[Source material start]
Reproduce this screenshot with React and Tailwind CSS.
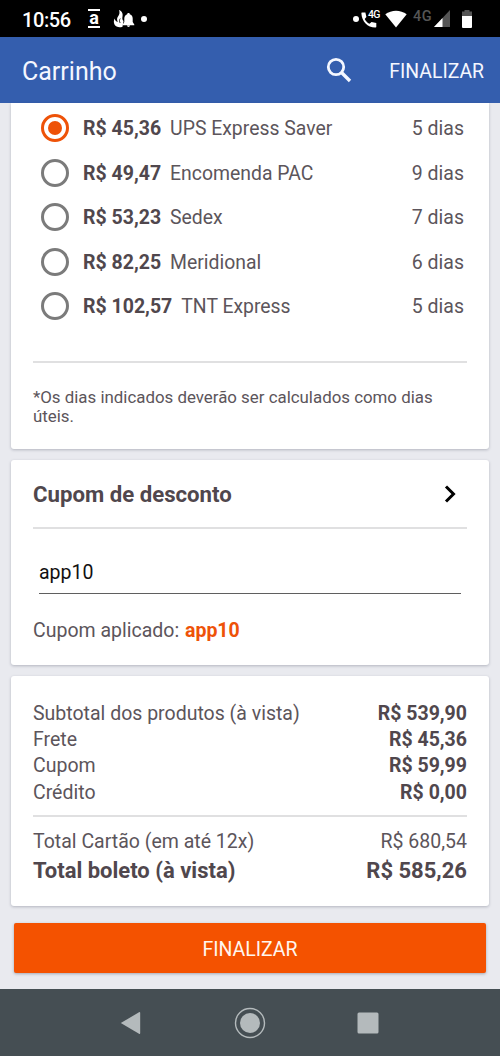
[Source material end]
[Source material start]
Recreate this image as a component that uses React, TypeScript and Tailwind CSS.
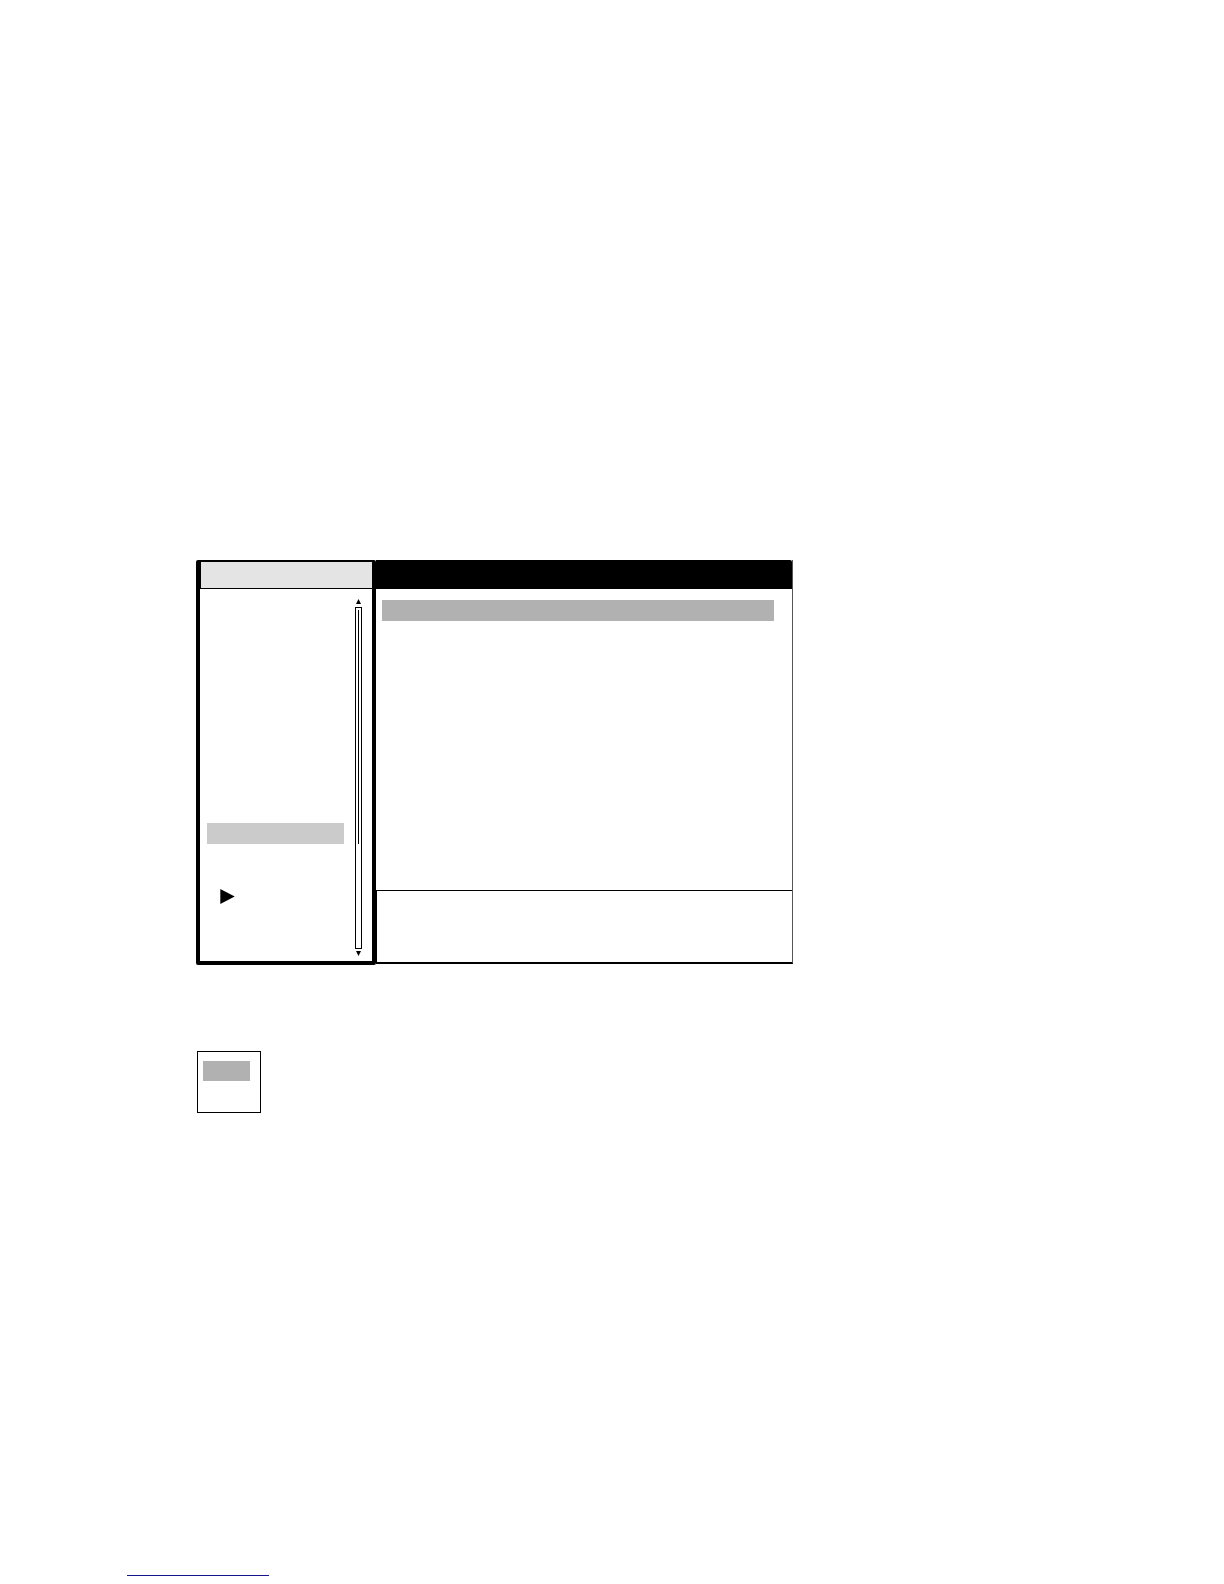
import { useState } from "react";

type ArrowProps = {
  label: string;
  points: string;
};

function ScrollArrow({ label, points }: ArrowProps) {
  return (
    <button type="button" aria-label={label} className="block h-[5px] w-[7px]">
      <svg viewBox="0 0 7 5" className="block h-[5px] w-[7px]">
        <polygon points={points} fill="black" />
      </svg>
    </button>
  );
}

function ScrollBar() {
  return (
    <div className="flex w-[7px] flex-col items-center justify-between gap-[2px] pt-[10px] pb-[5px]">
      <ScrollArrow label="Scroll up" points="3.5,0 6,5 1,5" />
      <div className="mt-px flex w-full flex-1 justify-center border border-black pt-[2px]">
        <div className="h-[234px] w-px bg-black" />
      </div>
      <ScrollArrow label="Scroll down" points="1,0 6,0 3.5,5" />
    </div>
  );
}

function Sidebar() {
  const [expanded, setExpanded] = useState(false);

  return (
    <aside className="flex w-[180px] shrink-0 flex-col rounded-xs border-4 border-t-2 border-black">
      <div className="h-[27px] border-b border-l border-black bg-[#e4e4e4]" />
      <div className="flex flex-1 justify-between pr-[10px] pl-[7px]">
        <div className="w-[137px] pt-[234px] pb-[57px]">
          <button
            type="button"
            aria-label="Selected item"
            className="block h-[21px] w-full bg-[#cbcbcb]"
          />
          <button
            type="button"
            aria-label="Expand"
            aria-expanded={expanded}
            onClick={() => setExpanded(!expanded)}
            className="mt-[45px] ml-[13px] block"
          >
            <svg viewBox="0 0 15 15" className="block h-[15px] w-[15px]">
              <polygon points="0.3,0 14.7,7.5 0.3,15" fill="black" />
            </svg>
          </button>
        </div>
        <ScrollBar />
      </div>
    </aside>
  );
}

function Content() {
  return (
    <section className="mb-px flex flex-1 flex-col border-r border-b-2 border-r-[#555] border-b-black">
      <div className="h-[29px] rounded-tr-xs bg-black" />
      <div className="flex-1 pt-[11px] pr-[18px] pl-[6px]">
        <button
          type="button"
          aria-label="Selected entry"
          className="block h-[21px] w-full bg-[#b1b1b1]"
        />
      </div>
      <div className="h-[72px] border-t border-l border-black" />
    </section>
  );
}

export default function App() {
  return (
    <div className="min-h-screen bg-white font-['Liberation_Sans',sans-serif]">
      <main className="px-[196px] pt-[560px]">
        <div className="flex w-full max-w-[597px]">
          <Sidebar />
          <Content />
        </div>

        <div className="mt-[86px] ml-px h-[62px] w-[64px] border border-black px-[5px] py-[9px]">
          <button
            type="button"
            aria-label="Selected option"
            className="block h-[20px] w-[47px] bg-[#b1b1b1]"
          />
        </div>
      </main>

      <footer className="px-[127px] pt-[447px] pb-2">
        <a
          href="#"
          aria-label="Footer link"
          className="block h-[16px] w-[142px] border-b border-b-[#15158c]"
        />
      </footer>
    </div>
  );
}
[Source material end]
[Aim of the task] Determine how many lines of the material include the string "Tailwind". Output only that count.

[Task output] 2